_Records shown_
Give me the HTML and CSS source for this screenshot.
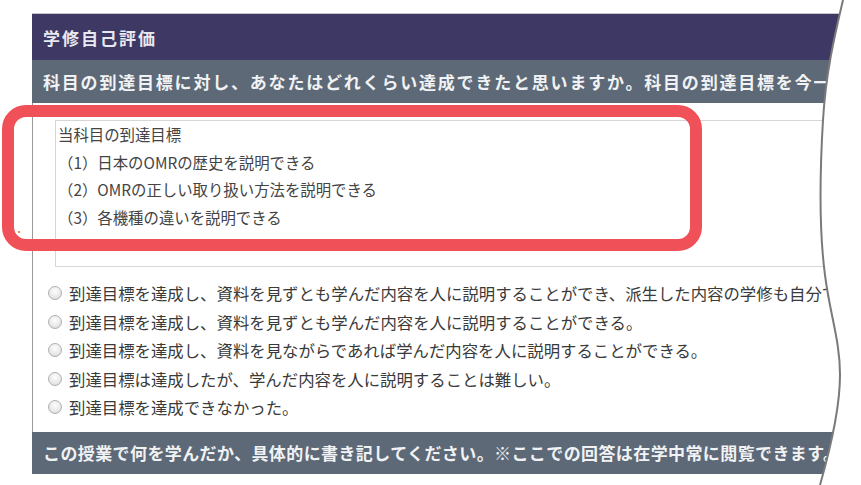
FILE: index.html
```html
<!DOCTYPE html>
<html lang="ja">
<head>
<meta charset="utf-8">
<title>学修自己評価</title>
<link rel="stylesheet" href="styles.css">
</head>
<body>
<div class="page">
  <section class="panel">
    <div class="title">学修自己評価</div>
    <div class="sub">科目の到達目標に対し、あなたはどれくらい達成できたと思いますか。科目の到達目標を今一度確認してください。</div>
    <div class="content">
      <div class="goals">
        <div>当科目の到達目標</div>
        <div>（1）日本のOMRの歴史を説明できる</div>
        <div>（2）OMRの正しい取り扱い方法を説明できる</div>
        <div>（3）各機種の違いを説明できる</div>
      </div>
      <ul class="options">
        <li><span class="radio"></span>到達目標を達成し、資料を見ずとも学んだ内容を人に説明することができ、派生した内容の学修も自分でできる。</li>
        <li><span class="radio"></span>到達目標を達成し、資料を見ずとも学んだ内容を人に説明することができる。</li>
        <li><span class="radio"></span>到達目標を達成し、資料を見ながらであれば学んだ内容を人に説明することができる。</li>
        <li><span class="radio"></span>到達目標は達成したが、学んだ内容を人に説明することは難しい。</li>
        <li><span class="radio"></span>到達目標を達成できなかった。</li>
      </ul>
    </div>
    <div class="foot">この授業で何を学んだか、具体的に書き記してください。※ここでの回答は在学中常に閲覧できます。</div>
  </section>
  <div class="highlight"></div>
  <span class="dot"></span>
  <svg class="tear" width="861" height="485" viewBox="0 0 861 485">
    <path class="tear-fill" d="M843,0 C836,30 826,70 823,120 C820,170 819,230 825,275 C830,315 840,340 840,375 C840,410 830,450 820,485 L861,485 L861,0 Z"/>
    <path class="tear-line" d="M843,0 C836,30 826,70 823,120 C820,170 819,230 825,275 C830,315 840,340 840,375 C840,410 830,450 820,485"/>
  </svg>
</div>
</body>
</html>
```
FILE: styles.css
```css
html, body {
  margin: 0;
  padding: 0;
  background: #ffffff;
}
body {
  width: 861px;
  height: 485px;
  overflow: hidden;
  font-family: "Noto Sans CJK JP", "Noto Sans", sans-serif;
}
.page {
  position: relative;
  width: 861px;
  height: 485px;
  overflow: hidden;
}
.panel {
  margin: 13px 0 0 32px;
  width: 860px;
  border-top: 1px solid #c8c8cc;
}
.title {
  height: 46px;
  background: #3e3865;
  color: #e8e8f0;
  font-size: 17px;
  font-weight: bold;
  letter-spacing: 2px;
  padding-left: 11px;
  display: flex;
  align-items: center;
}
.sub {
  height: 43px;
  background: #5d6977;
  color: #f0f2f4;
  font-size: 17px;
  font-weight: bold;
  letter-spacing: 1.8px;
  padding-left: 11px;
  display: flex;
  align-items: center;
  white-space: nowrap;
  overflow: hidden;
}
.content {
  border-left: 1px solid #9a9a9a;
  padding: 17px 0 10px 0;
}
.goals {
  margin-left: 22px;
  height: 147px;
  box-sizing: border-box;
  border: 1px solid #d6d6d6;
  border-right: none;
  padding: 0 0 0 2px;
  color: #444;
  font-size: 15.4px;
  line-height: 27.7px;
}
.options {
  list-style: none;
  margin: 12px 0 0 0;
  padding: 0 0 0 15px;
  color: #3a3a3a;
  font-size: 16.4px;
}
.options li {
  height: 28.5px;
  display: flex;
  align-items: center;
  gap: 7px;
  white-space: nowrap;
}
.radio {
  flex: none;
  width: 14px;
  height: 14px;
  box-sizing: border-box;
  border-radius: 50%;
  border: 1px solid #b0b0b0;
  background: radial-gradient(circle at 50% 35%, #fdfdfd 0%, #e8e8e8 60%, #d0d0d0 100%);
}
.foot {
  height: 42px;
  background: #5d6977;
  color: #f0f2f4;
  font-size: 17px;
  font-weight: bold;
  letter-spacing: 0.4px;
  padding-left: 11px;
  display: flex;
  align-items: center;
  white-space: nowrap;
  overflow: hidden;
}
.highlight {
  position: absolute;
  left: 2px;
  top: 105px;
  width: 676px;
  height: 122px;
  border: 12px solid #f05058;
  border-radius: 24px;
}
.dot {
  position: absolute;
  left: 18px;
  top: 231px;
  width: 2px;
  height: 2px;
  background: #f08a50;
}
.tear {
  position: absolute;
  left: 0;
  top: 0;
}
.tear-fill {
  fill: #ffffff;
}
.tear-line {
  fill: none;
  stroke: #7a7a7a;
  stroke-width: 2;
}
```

---

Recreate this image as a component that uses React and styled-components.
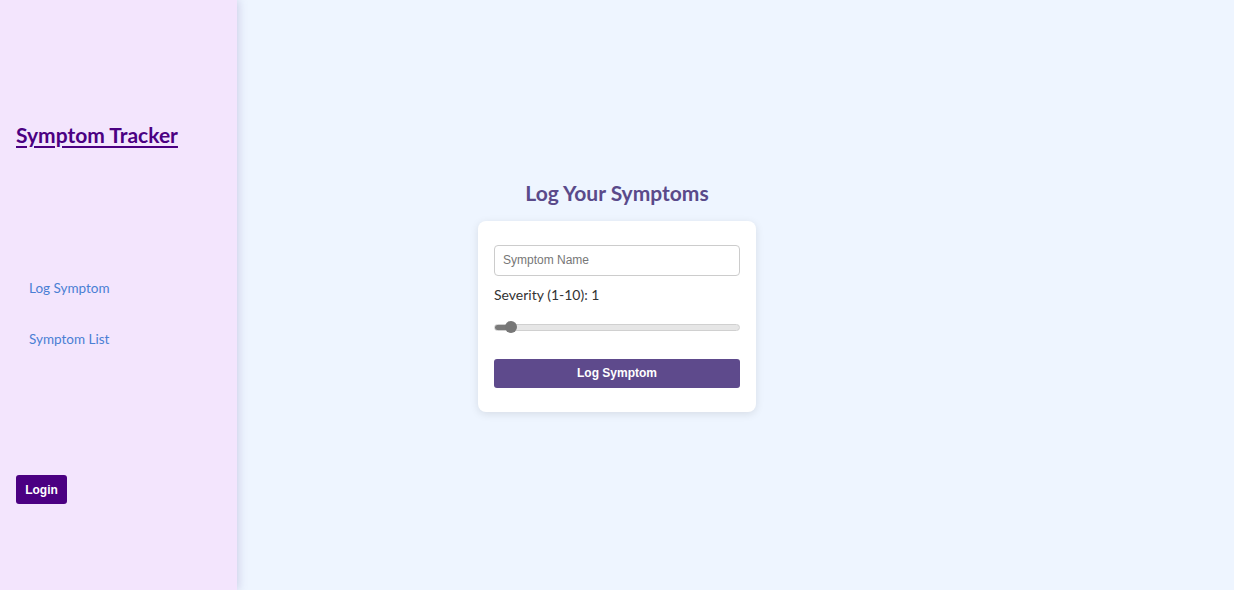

_The exercise_
Say how many lines of the data hold the string "this". Reply with the number alone.

_Solution_
2